NVIDIA’s “Synthetic Data Generation for Agentic AI” page is a clear example of how synthetic data is being productized: not as a research technique, but as a repeatable workflow to unblock model development when real datasets are scarce, sensitive, or expensive to curate. The core claim anchored in the page is the Gartner forecast that by 2026, 75% of businesses will use generative AI to create synthetic customer data (up from less than 5% in 2023). NVIDIA uses that forecast to frame synthetic data as an inevitable shift rather than an optional optimization.

For teams building agentic systems—where evaluation, simulation, and multi-step behavior testing often require large volumes of labeled or scenario-rich data—the promise is straightforward: generate more “coverage” than real data can provide on a reasonable timeline. The practical question for buyers is what the vendor is not specifying: how you measure whether the synthetic data actually improves model performance for your target tasks, and how you demonstrate that it does not reintroduce sensitive information.

The operational implication is that synthetic data is being sold as a bridge between privacy constraints and development velocity. That changes internal ownership: these initiatives tend to land with data engineering and governance because they touch lineage, access controls, and auditability—not just model training.

More “use-case” content will ship as de facto reference architectures (pipeline steps, tools, and guardrails), pushing teams to adopt vendor-defined defaults.
Expect procurement questions to shift from “does synthetic work?” to “how do we validate utility and privacy risk in our environment?”

Adoption forecasts are becoming budget levers—without settling the measurement problem

The cited Gartner numbers are likely to show up in internal decks for the next 12–24 months. Regardless of whether an organization believes the exact adoption curve, the directional pressure is real: privacy regulation and data access friction make it hard to expand training sets using real customer data, especially across business units and geographies.

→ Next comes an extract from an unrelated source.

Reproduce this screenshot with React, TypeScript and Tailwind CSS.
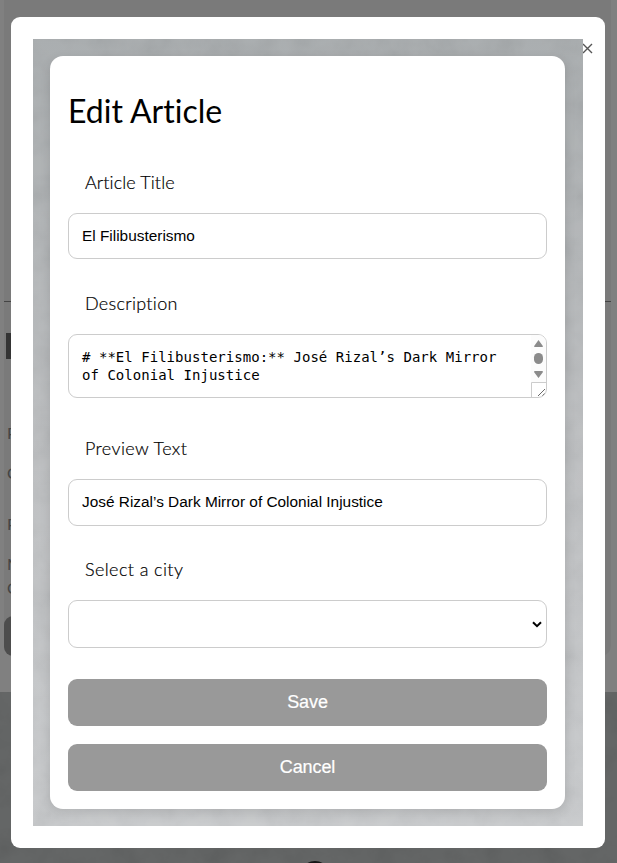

But adoption at scale requires a measurement layer that many teams still lack. “Synthetic customer data” can mean multiple things: statistically similar tabular records, generated text conversations, or scenario-driven simulations. Each has different failure modes—memorization risk, distribution shift, loss of rare-case fidelity, and biased amplification—and each requires different evaluation methods.

The near-term differentiator won’t be who can generate data; it will be who can prove, repeatedly, that the generated data is fit for a specific use: model training, testing, analytics, or sharing with third parties. That proof needs to be legible to security and compliance, not just ML engineers.

Look for “utility + privacy” scorecards to become a standard artifact in model and dataset approvals, similar to model cards and DPIAs.
Organizations will start demanding generation reproducibility (seed control, versioning) and lineage mapping as table stakes for synthetic pipelines.

Governance reality check: synthetic data reduces friction, not accountability

NVIDIA’s framing emphasizes solving data scarcity, which is a real operational pain. However, synthetic data doesn’t automatically remove regulatory and contractual obligations. If synthetic datasets are derived from sensitive sources, teams still need to assess whether the output can leak or enable inference about real individuals, and whether downstream use is consistent with policy and law.

For privacy and compliance professionals, the practical posture is: treat synthetic datasets as new data products with explicit controls. That includes documenting source inputs, generation methods, intended uses, and prohibited uses (for example, using synthetic data to “launder” restricted attributes into broader access contexts). It also includes defining what “safe enough” means: acceptable re-identification risk thresholds, red-teaming approaches, and retention/rotation policies.

For AI/ML engineering teams, the key is to avoid over-rotating on volume. Synthetic data that increases dataset size but degrades signal quality can quietly harm model behavior, especially on edge cases. Governance should therefore connect privacy risk reviews with utility validation—otherwise you get “safe” data that doesn’t work, or “useful” data that isn’t safe.

Policy teams will push for explicit classification of synthetic datasets (public, internal, restricted) based on derivation and risk, not just “synthetic vs real.”
Expect more internal audits focused on whether synthetic data pipelines have controls comparable to production ETL (access, logging, approvals, retention).